Wu Ming, Manituana


Tout lecteur a de ces souvenirs de voyages faits dans les bouquins, paysages incrustés dans la tête, sensations en éveil. Instants qui ont transformé l’enfant et l’adolescent en adulte livrophage. Manituana renoue avec ces plaisirs.

En 1755 Français et Anglais s’affrontent en Amérique, chaque camp s’étant allié avec des tribus indiennes. Immenses terres et aventure, mode de vie lointain, situation forte en tension dramatique, tout y est, à l’image de cet enfant recueilli par les Mohawks qui deviendra un guerrier solitaire et légendaire. Les Mohawks, amis de William Johnson, la figure de la paix. Mais en 1775 le patriarche meurt et son fils John affronte un comité qui préfigure la rébellion des petits colons contre le Roi et le Parlement anglais. On murmure indépendance et liberté.

La première partie du roman explore ce contexte et ses différents protagonistes, le clan Johnson et les figures indiennes : Molly la magicienne ou Joseph le guerrier. Tous ont noué des liens d’amitié et de respect. Les Johnson représentent la Couronne et les propriétaires terriens - les loyalistes - face aux rebelles qui veulent s’émanciper et parfois s’approprier les terres indiennes. Le lecteur pénètre ce monde et s’imprègne des enjeux, puis après un voyage en mer, il est transporté dans le vieux Londres, dans une rupture très bien amenée. Avec l’arrivée dans cette ville sale, miséreuse et riche, il est aussi déphasé que les Indiens. La fréquentation de la Cour s’avère superficielle, cette nouvelle civilisation suscite bien des doutes... Le voyage anglais culmine lors d’une réception fantastique où les Mohawks deviennent des animaux de foire d’exposition. Les nobles parlent libéralisme, Adam Smith et « bon sauvage », Rousseau contre Voltaire. Et quand un comte définit l’aristocratie :
« Je suis arrivé à la conclusion que cela signifie avoir quelqu’un disposé à prendre les coups à notre place. Pour prouver cette théorie, l’autre jour j’ai bruyamment pété au salon, en présence de bien trois de mes serviteurs. Eh bien, non seulement ils ont feint de ne pas avoir entendu mais quand j’ai accusé l’un d’eux avec véhémence, il n’a pas cillé et s’est laissé infliger la punition de l’air le plus contrit du monde. Voilà, être aristocrate signifie agir en pleine impunité, au mépris de toute évidence. »

S’en suivra une ultime partie, un retour en Amérique pour rejoindre l’Histoire telle qu’on la connaît. Ou plutôt une vision différente de l’Histoire que l’on nous sert habituellement, la guerre d’Indépendance Américaine. Manituana a cette particularité de placer son lecteur aux côtés des loyalistes ; George Washington est lui dans le camp des rebelles. Il n’y a pas véritablement de glorieux colons épris de liberté dans cette affaire, mais plutôt une volonté de domination d’un continent ; et surtout un grand perdant : les Indiens.
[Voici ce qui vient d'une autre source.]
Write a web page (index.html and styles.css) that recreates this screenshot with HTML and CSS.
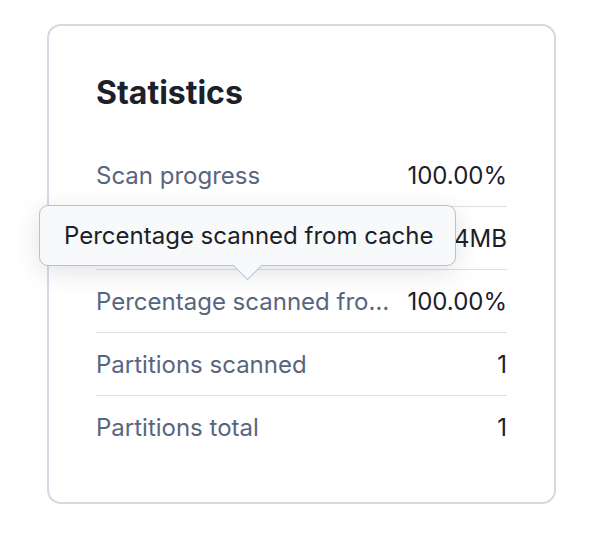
FILE: index.html
```html
<!DOCTYPE html>
<html lang="en">
<head>
<meta charset="utf-8">
<link rel="stylesheet" href="styles.css">
</head>
<body>
<div class="page">
  <section class="card">
    <h2 class="title">Statistics</h2>
    <dl class="stats">
      <div class="row"><dt>Scan progress</dt><dd>100.00%</dd></div>
      <div class="row"><dt>Bytes scanned from cache</dt><dd>1.24MB</dd></div>
      <div class="row"><dt>Percentage scanned from cache</dt><dd>100.00%</dd></div>
      <div class="row"><dt>Partitions scanned</dt><dd>1</dd></div>
      <div class="row"><dt>Partitions total</dt><dd>1</dd></div>
    </dl>
    <div class="tooltip">Percentage scanned from cache</div>
  </section>
</div>
</body>
</html>
```

FILE: styles.css
```css
html, body {
  margin: 0;
  padding: 0;
  background: #ffffff;
}
body {
  font-family: Inter, "Noto Sans", sans-serif;
}
.page {
  padding: 24px 0 0 47px;
}
.card {
  position: relative;
  box-sizing: border-box;
  width: 509px;
  height: 480px;
  border: 2px solid #d5d9e3;
  border-radius: 14px;
  padding: 47px 47px 47px 47px;
}
.title {
  margin: 0 0 31px;
  font-size: 32px;
  line-height: 40px;
  font-weight: 700;
  color: #1c2029;
}
.stats {
  margin: 0;
}
.row {
  display: flex;
  align-items: center;
  justify-content: space-between;
  gap: 18px;
  height: 62px;
  border-bottom: 1.5px solid #dcdfe6;
  font-size: 24px;
}
.row:last-child {
  border-bottom: none;
}
.row dt {
  color: #58657f;
  white-space: nowrap;
  overflow: hidden;
  text-overflow: ellipsis;
  min-width: 0;
}
.row dd {
  margin: 0;
  color: #1c2029;
  font-weight: 400;
  white-space: nowrap;
  flex-shrink: 0;
}
.tooltip {
  position: absolute;
  left: -10px;
  top: 179px;
  box-sizing: border-box;
  width: 417px;
  height: 61px;
  padding: 0 24px;
  display: flex;
  align-items: center;
  background: #f8f9fb;
  border: 1.5px solid #b9c0d2;
  border-radius: 9px;
  box-shadow: 0 6px 24px rgba(40, 50, 70, 0.14);
  font-size: 24px;
  color: #1c2029;
  white-space: nowrap;
}
.tooltip::after {
  content: "";
  position: absolute;
  left: 197px;
  bottom: -11px;
  width: 20px;
  height: 20px;
  background: #f8f9fb;
  border-right: 1.5px solid #b9c0d2;
  border-bottom: 1.5px solid #b9c0d2;
  transform: rotate(45deg);
}
```
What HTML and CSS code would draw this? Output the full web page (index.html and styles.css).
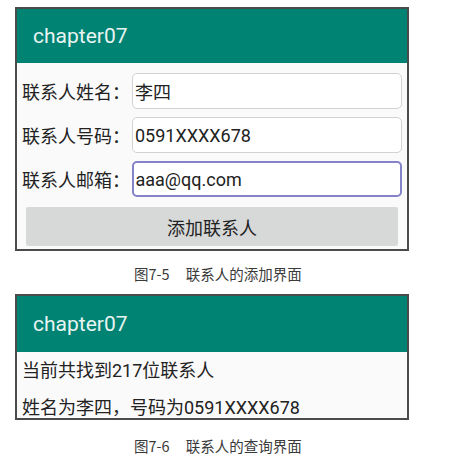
FILE: index.html
```html
<!DOCTYPE html>
<html lang="zh-CN">
<head>
<meta charset="utf-8">
<title>chapter07</title>
<link rel="stylesheet" href="styles.css">
</head>
<body>
<div class="page">
  <div class="phone phone-add">
    <div class="toolbar toolbar-add">chapter07</div>
    <div class="form">
      <div class="row">
        <span class="label">联系人姓名：</span>
        <div class="input">李四</div>
      </div>
      <div class="row">
        <span class="label">联系人号码：</span>
        <div class="input">0591XXXX678</div>
      </div>
      <div class="row">
        <span class="label">联系人邮箱：</span>
        <div class="input focused">aaa@qq.com</div>
      </div>
      <div class="button">添加联系人</div>
    </div>
  </div>
  <div class="caption caption-add"><span class="fig">图7-5</span>联系人的添加界面</div>

  <div class="phone phone-query">
    <div class="toolbar toolbar-query">chapter07</div>
    <div class="result">
      <div class="line">当前共找到217位联系人</div>
      <div class="line">姓名为李四，号码为0591XXXX678</div>
    </div>
  </div>
  <div class="caption caption-query"><span class="fig">图7-6</span>联系人的查询界面</div>
</div>
</body>
</html>
```

FILE: styles.css
```css
html, body {
  margin: 0;
  padding: 0;
  background: #ffffff;
}

.page {
  width: 462px;
  height: 455px;
  padding-top: 7px;
  box-sizing: border-box;
  display: flex;
  flex-direction: column;
  font-family: Roboto, "Noto Sans CJK SC", sans-serif;
}

.phone {
  margin-left: 15px;
  width: 394px;
  border: 2px solid #4b4b4b;
  box-sizing: border-box;
  background: #fafafa;
}

.toolbar {
  background: #008373;
  color: #e8f4f1;
  font-size: 21px;
  padding-left: 16px;
  display: flex;
  align-items: center;
}

.toolbar-add {
  height: 54px;
}

.toolbar-query {
  height: 56px;
}

.form {
  display: flex;
  flex-direction: column;
  padding: 10px 5px 3px 5px;
}

.row {
  display: flex;
  align-items: center;
  height: 36px;
  margin-bottom: 8px;
}

.row:nth-child(3) {
  margin-bottom: 10px;
}

.label {
  width: 110px;
  font-size: 18px;
  color: #222222;
}

.input {
  flex: 1;
  height: 36px;
  box-sizing: border-box;
  border: 1.5px solid #d2d2d2;
  border-radius: 5px;
  background: #ffffff;
  font-size: 18px;
  color: #222222;
  padding-left: 2px;
  display: flex;
  align-items: center;
}

.input.focused {
  border: 2px solid #8482c9;
  padding-left: 1.5px;
}

.button {
  margin: 0 4px;
  height: 39px;
  background: #d7d8d8;
  border-radius: 2px;
  font-size: 18px;
  color: #222222;
  display: flex;
  align-items: center;
  justify-content: center;
}

.caption {
  font-family: "Noto Sans CJK SC", sans-serif;
  font-size: 14.5px;
  color: #3a3a3a;
  margin-left: 134px;
  display: flex;
  align-items: center;
}

.caption .fig {
  margin-right: 16px;
}

.caption-add {
  margin-top: 12px;
  height: 20px;
}

.phone-query {
  margin-top: 11px;
}

.result {
  padding: 9px 0 0 5px;
  display: flex;
  flex-direction: column;
  gap: 17px;
}

.line {
  font-size: 18px;
  line-height: 20px;
  color: #222222;
}

.caption-query {
  margin-top: 15px;
  height: 20px;
}
```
Les Etats-Unis d’Amérique viennent de naître sous nos yeux ; une histoire passée qui met très bien en relief le présent, les occasions manquées, l’espoir et les personnes sacrifiées. Manituana, c’était une terre possible où différents peuples auraient pu vivre ensemble.

Wu Ming, Manituana, Métailié, 2009, 24 euros, 508 p.